Property is generally acquired by requisition, with all transactions documented thoroughly under the provisions of the CINC's directives. Procedures will be used that provide the property required for missions while protecting the property owner's legal rights. Using facilities that are provided by the host government or a host agency rent free require the same legal responsibilities during use as the facilities leased from private owners. Real estate policies and procedures are discussed in more detail in FM 5-104.


Wartime HNS agreements in forward-presence theaters (Europe and Korea) have been negotiated to provide HN construction support, such as facility modifications, LOC maintenance and repair, and utility services. In Southwest Asia, the agreements are less formal and lack the practiced application that accompanies the full-time presence of US forces in Europe and Korea. However, these agreements are no less critical to mission success in the event of an MTW in this region. Such HNS is used whenever possible to free US engineer units for critical missions where HNS alternatives are not viable. Support agreements are negotiated in peacetime on an asset basis. Assets may be facilities, contracts, or equipment. Again, this support is particularly critical during the initial stages of a contingency when RSO&I requirements are high and engineer assets are limited.

Pre-positioning equipment within the region reduces the US response time into a particular theater by allowing military forces to deploy by air and fall in on war stocks within the region. These pre-positioning locations are a critical element of our force-projection national strategy and represent a significant contribution of HNS. The HN's commitment for space, facilities, services, and utility support for these complexes are a demonstration of the HN's interface with US forces and the partnering the US and the UN share in the defense and stability within the region. Beyond direct HNS, other support may be available from allied nations directly or indirectly involved in the crisis. Other nations sympathetic to the cause may be limited in their direct participation because of constitutional limitations or political sensitivities. However, these nations may provide nonlethal equipment or monies much like the Japanese provided during the Gulf War.
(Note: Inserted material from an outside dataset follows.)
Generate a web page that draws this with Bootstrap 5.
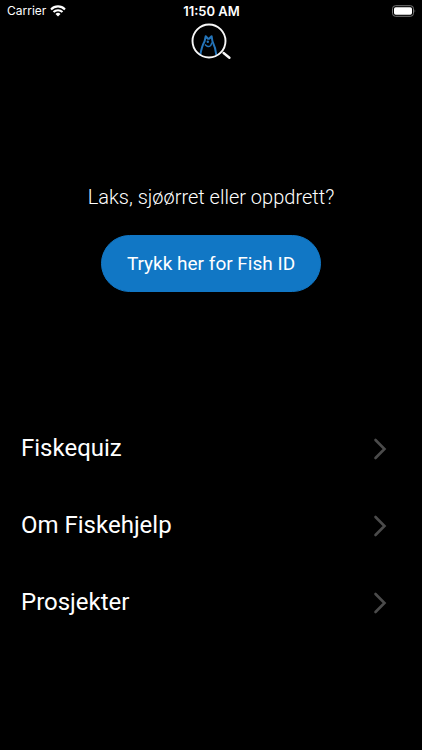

During a conflict, the HN may provide construction organizations to repair or construct facilities, usually within the rear area. Construction materials such as portland cement, asphalt, aggregate, timber, steel, and contract labor may also be available. HN assets may be available for local security and for transporting construction materials and equipment. Third country nationals (TCNs) may also be available (either requested through the HN or through direct contact with the nationals) to support engineer activities within the rear areas. Engineer reconnaissance and assessment teams that are engaged in deliberate planning during peacetime or dispatched early in contingency operations are the key to identifying and accessing available HN assets.